Reproduce all the material exactly, minus any pictures it holds.

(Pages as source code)
==============================
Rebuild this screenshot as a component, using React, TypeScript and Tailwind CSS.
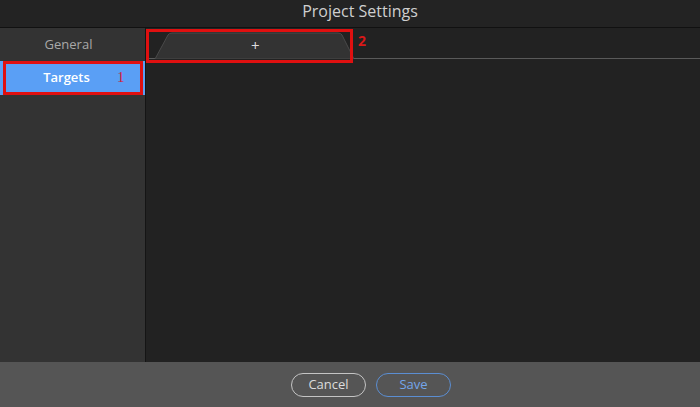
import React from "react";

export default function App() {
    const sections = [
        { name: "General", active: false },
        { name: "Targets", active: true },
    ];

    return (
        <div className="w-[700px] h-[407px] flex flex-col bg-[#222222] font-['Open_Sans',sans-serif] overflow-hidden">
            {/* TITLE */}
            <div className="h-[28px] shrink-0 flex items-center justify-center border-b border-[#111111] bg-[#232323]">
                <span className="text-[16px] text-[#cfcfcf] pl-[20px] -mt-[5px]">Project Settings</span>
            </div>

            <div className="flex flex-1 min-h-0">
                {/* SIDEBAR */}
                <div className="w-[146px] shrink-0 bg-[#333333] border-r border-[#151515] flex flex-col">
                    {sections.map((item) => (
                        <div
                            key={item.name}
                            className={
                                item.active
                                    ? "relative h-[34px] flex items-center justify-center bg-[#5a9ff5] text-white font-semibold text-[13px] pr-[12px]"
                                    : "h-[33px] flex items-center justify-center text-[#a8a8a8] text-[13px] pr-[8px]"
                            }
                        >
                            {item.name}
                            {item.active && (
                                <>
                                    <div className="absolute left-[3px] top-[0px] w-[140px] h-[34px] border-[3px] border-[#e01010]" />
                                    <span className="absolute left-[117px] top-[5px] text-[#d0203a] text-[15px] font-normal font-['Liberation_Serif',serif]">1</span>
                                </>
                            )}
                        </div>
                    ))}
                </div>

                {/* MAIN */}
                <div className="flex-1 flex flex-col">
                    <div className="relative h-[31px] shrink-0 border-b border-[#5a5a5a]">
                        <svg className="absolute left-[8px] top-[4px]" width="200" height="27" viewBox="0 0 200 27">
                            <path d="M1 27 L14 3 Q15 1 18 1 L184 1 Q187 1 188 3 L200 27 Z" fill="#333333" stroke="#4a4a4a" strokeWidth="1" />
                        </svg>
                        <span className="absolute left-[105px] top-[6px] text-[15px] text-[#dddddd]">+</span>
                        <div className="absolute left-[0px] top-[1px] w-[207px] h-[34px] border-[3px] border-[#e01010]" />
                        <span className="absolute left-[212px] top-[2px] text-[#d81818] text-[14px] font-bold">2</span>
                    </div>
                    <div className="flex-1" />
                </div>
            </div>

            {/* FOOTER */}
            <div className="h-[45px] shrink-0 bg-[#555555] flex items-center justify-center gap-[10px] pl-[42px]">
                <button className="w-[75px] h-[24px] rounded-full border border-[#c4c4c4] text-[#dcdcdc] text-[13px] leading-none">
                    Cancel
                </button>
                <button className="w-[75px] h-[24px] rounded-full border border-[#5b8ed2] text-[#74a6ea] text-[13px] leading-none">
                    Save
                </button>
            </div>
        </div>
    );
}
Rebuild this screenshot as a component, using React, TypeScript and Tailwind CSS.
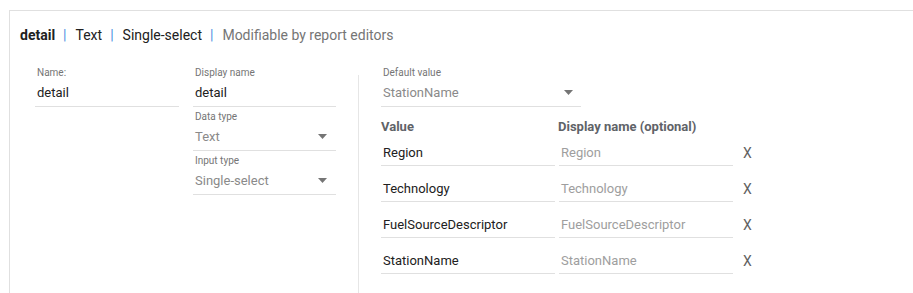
==============================
## The solution:
Rebuild this screenshot as a component, using React, TypeScript and Tailwind CSS.
import React from "react";

export default function App() {
    const sections = [
        { name: "General", active: false },
        { name: "Targets", active: true },
    ];

    return (
        <div className="w-[700px] h-[407px] flex flex-col bg-[#222222] font-['Open_Sans',sans-serif] overflow-hidden">
            {/* TITLE */}
            <div className="h-[28px] shrink-0 flex items-center justify-center border-b border-[#111111] bg-[#232323]">
                <span className="text-[16px] text-[#cfcfcf] pl-[20px] -mt-[5px]">Project Settings</span>
            </div>

            <div className="flex flex-1 min-h-0">
                {/* SIDEBAR */}
                <div className="w-[146px] shrink-0 bg-[#333333] border-r border-[#151515] flex flex-col">
                    {sections.map((item) => (
                        <div
                            key={item.name}
                            className={
                                item.active
                                    ? "relative h-[34px] flex items-center justify-center bg-[#5a9ff5] text-white font-semibold text-[13px] pr-[12px]"
                                    : "h-[33px] flex items-center justify-center text-[#a8a8a8] text-[13px] pr-[8px]"
                            }
                        >
                            {item.name}
                            {item.active && (
                                <>
                                    <div className="absolute left-[3px] top-[0px] w-[140px] h-[34px] border-[3px] border-[#e01010]" />
                                    <span className="absolute left-[117px] top-[5px] text-[#d0203a] text-[15px] font-normal font-['Liberation_Serif',serif]">1</span>
                                </>
                            )}
                        </div>
                    ))}
                </div>

                {/* MAIN */}
                <div className="flex-1 flex flex-col">
                    <div className="relative h-[31px] shrink-0 border-b border-[#5a5a5a]">
                        <svg className="absolute left-[8px] top-[4px]" width="200" height="27" viewBox="0 0 200 27">
                            <path d="M1 27 L14 3 Q15 1 18 1 L184 1 Q187 1 188 3 L200 27 Z" fill="#333333" stroke="#4a4a4a" strokeWidth="1" />
                        </svg>
                        <span className="absolute left-[105px] top-[6px] text-[15px] text-[#dddddd]">+</span>
                        <div className="absolute left-[0px] top-[1px] w-[207px] h-[34px] border-[3px] border-[#e01010]" />
                        <span className="absolute left-[212px] top-[2px] text-[#d81818] text-[14px] font-bold">2</span>
                    </div>
                    <div className="flex-1" />
                </div>
            </div>

            {/* FOOTER */}
            <div className="h-[45px] shrink-0 bg-[#555555] flex items-center justify-center gap-[10px] pl-[42px]">
                <button className="w-[75px] h-[24px] rounded-full border border-[#c4c4c4] text-[#dcdcdc] text-[13px] leading-none">
                    Cancel
                </button>
                <button className="w-[75px] h-[24px] rounded-full border border-[#5b8ed2] text-[#74a6ea] text-[13px] leading-none">
                    Save
                </button>
            </div>
        </div>
    );
}
Rebuild this screenshot as a component, using React, TypeScript and Tailwind CSS.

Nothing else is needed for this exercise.